Thanks to a sizable international account surplus, the country’s foreign reserves exceeded $340 billion at the end of last year. At the time of the 1997 crisis, the surplus was $20 billion.

Balance of trade in goods - or the difference in monetary value between exports and imports - is the prime driver of the current-account surplus. Korean exports have surged 11 percent annually on average since 2003, sustaining the local economy against the overall global slowdown.

In contrast, the balance of trade in services has been in the black since 2000, raising concerns about a structural deficit. The service account covers transportation, travel, construction, insurance, financial, communications, intellectual property rights, maintenance and repair, processing service, business services and government services sectors.

South Korea posts heavy losses in travel, intellectual property rights and business services, underscoring the need for a systematic plan to promote value-added services.

The deficit-ridden service sector is associated with the country’s growth model. The Korean economy has been driven by manufacturing and exports of industrial products that can be developed from existing models due to the country’s lack of resources and key technologies.

It inevitably has to pay international patent holders handsomely for using their technologies and business services. The United States earned $6 billion from South Korean companies for intellectual property rights in 2012, compared with $1.7 billion in 2002.

In 2006-7, when overseas travel peaked, the travel deficit amounted to half of the country’s trade surplus. Koreans have spent half of the money companies earned throughout the year traveling overseas.

In recent years, the deficits eased as more foreigners came to Korea because of the popularity of Korean TV dramas, music and entertainers. Still, the balance incurs a deficit of $7 billion to $8 billion a year.

The deficit is expected to increase because more Koreans opt to travel and spend overseas due to the strong won, while fewer Japanese tourists visit because of the weak yen.

We tend to take a service deficit for granted and blame foreign exchange rates or other external factors. But advanced countries like the United States, Britain and France all maintain large surpluses in the service sector and rely on the area as a key driver for their economies.

They also work hard to develop and promote services. The United States, which has an unrivaled research and development, education and business service industry, has piled up a service surplus exceeding $1 trillion over the past 10 years.

Britain, which invests heavily to sustain its financial and business service powerhouse status, also rakes in a service surplus balance of more than $70 billion. China also has been stepping up efforts to strengthen services. It recently announced it will invest 40 trillion yuan ($6.6 trillion) on urbanization and modernization of the IT, retail, medical, education and leisure industries.
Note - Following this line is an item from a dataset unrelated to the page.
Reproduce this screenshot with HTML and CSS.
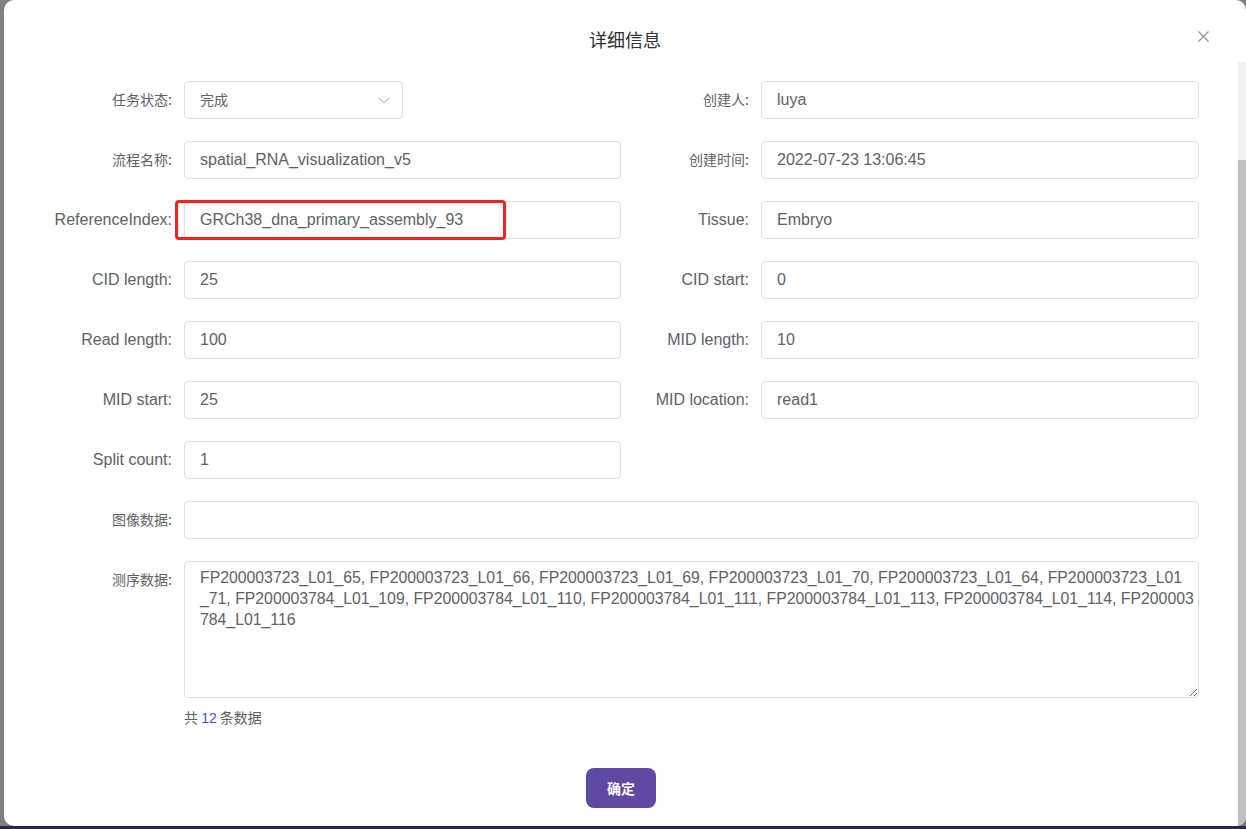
FILE: index.html
```html
<!DOCTYPE html>
<html lang="zh-CN">
<head>
<meta charset="utf-8">
<title>详细信息</title>
<link rel="stylesheet" href="styles.css">
</head>
<body>
<div class="stage">
  <div class="modal">
    <div class="modal-header">
      <span class="modal-title">详细信息</span>
      <button class="close" type="button" aria-label="关闭">
        <svg width="11" height="11" viewBox="0 0 11 11"><path d="M0.5 0.5 L10.5 10.5 M10.5 0.5 L0.5 10.5" stroke="#909399" stroke-width="1.2" fill="none"/></svg>
      </button>
    </div>
    <div class="modal-body">
      <div class="content">
        <div class="form">
          <label class="label zh">任务状态:</label>
          <div class="field">
            <div class="select">
              <span class="zh">完成</span>
              <svg width="12" height="7" viewBox="0 0 12 7"><path d="M1 1 L6 6 L11 1" stroke="#c0c4cc" stroke-width="1.1" fill="none"/></svg>
            </div>
          </div>
          <label class="label zh">创建人:</label>
          <div class="field"><div class="input">luya</div></div>

          <label class="label zh">流程名称:</label>
          <div class="field"><div class="input">spatial_RNA_visualization_v5</div></div>
          <label class="label zh">创建时间:</label>
          <div class="field"><div class="input">2022-07-23 13:06:45</div></div>

          <label class="label">ReferenceIndex:</label>
          <div class="field">
            <div class="input">GRCh38_dna_primary_assembly_93</div>
            <div class="mark"></div>
          </div>
          <label class="label">Tissue:</label>
          <div class="field"><div class="input">Embryo</div></div>

          <label class="label">CID length:</label>
          <div class="field"><div class="input">25</div></div>
          <label class="label">CID start:</label>
          <div class="field"><div class="input">0</div></div>

          <label class="label">Read length:</label>
          <div class="field"><div class="input">100</div></div>
          <label class="label">MID length:</label>
          <div class="field"><div class="input">10</div></div>

          <label class="label">MID start:</label>
          <div class="field"><div class="input">25</div></div>
          <label class="label">MID location:</label>
          <div class="field"><div class="input">read1</div></div>

          <label class="label">Split count:</label>
          <div class="field"><div class="input">1</div></div>
          <div class="empty"></div>

          <label class="label zh">图像数据:</label>
          <div class="field wide"><div class="input"></div></div>

          <label class="label label-top zh">测序数据:</label>
          <div class="field wide">
            <textarea class="textarea" readonly wrap="off">FP200003723_L01_65, FP200003723_L01_66, FP200003723_L01_69, FP200003723_L01_70, FP200003723_L01_64, FP200003723_L01
_71, FP200003784_L01_109, FP200003784_L01_110, FP200003784_L01_111, FP200003784_L01_113, FP200003784_L01_114, FP200003
784_L01_116</textarea>
            <div class="note">共 <span class="num">12</span> 条数据</div>
          </div>
        </div>
        <div class="footer">
          <button class="btn" type="button">确定</button>
        </div>
      </div>
      <div class="scrollbar"><div class="thumb"></div></div>
    </div>
  </div>
</div>
<div class="bottom-strip"></div>
</body>
</html>
```

FILE: styles.css
```css
html, body {
  margin: 0;
  padding: 0;
  width: 1246px;
  height: 829px;
  overflow: hidden;
}
body {
  background: #7f7f7f;
  font-family: "Liberation Sans", "Noto Sans CJK SC", sans-serif;
  font-size: 16px;
  color: #606266;
}
.zh {
  font-family: "Noto Sans CJK SC", sans-serif;
  font-size: 14px;
}
.stage {
  display: flex;
  height: 826px;
  padding-left: 4px;
}
.modal {
  flex: 1;
  display: flex;
  flex-direction: column;
  background: #fff;
  border-radius: 10px;
  overflow: hidden;
}
.modal-header {
  position: relative;
  height: 62px;
  box-sizing: border-box;
  padding-top: 26px;
  text-align: center;
}
.modal-title {
  font-size: 18px;
  line-height: 26px;
  color: #303133;
  font-family: "Noto Sans CJK SC", sans-serif;
}
.close {
  position: absolute;
  right: 37px;
  top: 31px;
  width: 11px;
  height: 11px;
  padding: 0;
  border: 0;
  background: none;
  display: flex;
}
.modal-body {
  flex: 1;
  display: flex;
  min-height: 0;
}
.content {
  flex: 1;
  padding: 19px 20px 0 20px;
}
.scrollbar {
  width: 8px;
  background: #f1f1f1;
  display: flex;
  flex-direction: column;
  padding-top: 98px;
}
.thumb {
  flex: 1;
  background: #c1c1c1;
}
.form {
  display: grid;
  grid-template-columns: 160px 437px 140px 438px;
  row-gap: 22px;
}
.label {
  text-align: right;
  padding-right: 12px;
  line-height: 38px;
  height: 38px;
  white-space: nowrap;
  color: #606266;
}
.label.zh {
  line-height: 36px;
}
.empty {
  grid-column: span 2;
}
.field {
  position: relative;
}
.field.wide {
  grid-column: 2 / 5;
}
.input, .select {
  box-sizing: border-box;
  height: 38px;
  border: 1px solid #dcdfe6;
  border-radius: 4px;
  padding: 0 15px;
  line-height: 36px;
  color: #606266;
  background: #fff;
  white-space: nowrap;
  overflow: hidden;
}
.select {
  width: 219px;
  display: flex;
  align-items: center;
  justify-content: space-between;
  padding-right: 12px;
}
.select .zh {
  line-height: 20px;
  margin-top: -2px;
}
.select svg {
  flex: none;
}
.mark {
  position: absolute;
  left: -9px;
  top: -1px;
  width: 331px;
  height: 40px;
  box-sizing: border-box;
  border: 3px solid #ff1f1f;
  border-radius: 4px;
}
.textarea {
  display: block;
  box-sizing: border-box;
  width: 100%;
  height: 137px;
  margin: 0;
  border: 1px solid #dcdfe6;
  border-radius: 4px;
  padding: 5px 15px;
  font-family: "Liberation Sans", "Noto Sans CJK SC", sans-serif;
  font-size: 15.8px;
  line-height: 21px;
  color: #606266;
  overflow: hidden;
  resize: vertical;
  outline: none;
}
.note {
  margin-top: 10px;
  line-height: 18px;
  font-size: 14px;
  font-family: "Noto Sans CJK SC", sans-serif;
  color: #606266;
}
.num {
  font-family: "Liberation Sans", sans-serif;
  color: #3f5bc2;
}
.footer {
  display: flex;
  justify-content: center;
  padding-top: 41px;
}
.btn {
  width: 70px;
  height: 40px;
  border: 0;
  border-radius: 8px;
  background: #5e49a3;
  color: #fff;
  font-family: "Noto Sans CJK SC", sans-serif;
  font-weight: bold;
  font-size: 14px;
}
.bottom-strip {
  height: 3px;
  background: #2b2546;
}
```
We, too, must build on our success in manufacturing to promote value-added and high-end services and increase productivity in the sector to improve our current-account balance.

Areas like intellectual property rights take time, but there are many sectors where results can be reaped quickly through concentrated efforts.

We can sell our economic modernization and development model through high-end consulting services to governments and companies of developing nations in Latin America, Southeast Asia and Africa.

When competitiveness is strengthened in airports and other infrastructure areas, the balance in transportation services could sharply improve. Sophisticated programs in tourism and cultural content, and advances in medical and education services, also are promising areas.

Development of the service sector is essential to join the ranks of advanced economies. We had been successful in industrialization through concerted collaboration in the government and corporate sectors. We can build another success in the service sector and a new growth model if we apply our experience.

*The author is a managing partner for Deloitte Consulting Korea.